Early null and overt subjects in the Spanish of simultaneous English-Spanish bilinguals and Crosslinguistic Influence

Villa-García, Julio, Suárez-Palma, Imanol January 2016 (has links)
This study assesses the scope of the Crosslinguistic Influence (CLI) hypothesis’ predictions with regard to early bilingual acquisition. To this end, we analyze longitudinal corpus data from four bilinguals attesting the acquisition of subjecthood (null versus overt; preverbal versus postverbal) and the pragmatic adequacy of early null and overt subjects in a null-subject language (i.e., Spanish) in combination with a language differing in its pro-drop parameter setting (i.e., English). Our results indicate that CLI barely affects the development of subjects in the null-subject language at the initial stages, namely at the outset of null and overt subjects, and in turn support the Separate Development Hypothesis.
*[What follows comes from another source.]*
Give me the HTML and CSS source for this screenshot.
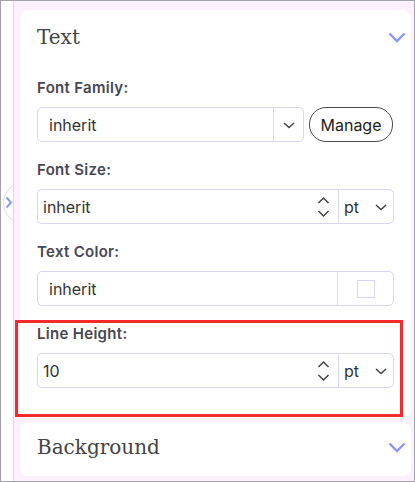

Our bilingual cohort patterns with their Spanish-acquiring monolingual peer in that both groups display comparable proportions of null subjects as well as acquisitional trajectories of null and overt subjects at the early stages of acquisition. Much like monolinguals, bilinguals begin to produce preverbal and postverbal subjects concurrently. The bilingual children and the monolingual child of this study actually produce extremely high rates of pragmatically appropriate covert and overt subjects, which are for the most part target-like from the start, thus pointing to the absence of CLI effects. In light of monolingual and bilingual data, the paper also revisits the hotly debated issue of the ‘no overt subject’ stage of Grinstead (1998, et seq.), its existence in child Spanish being questionable.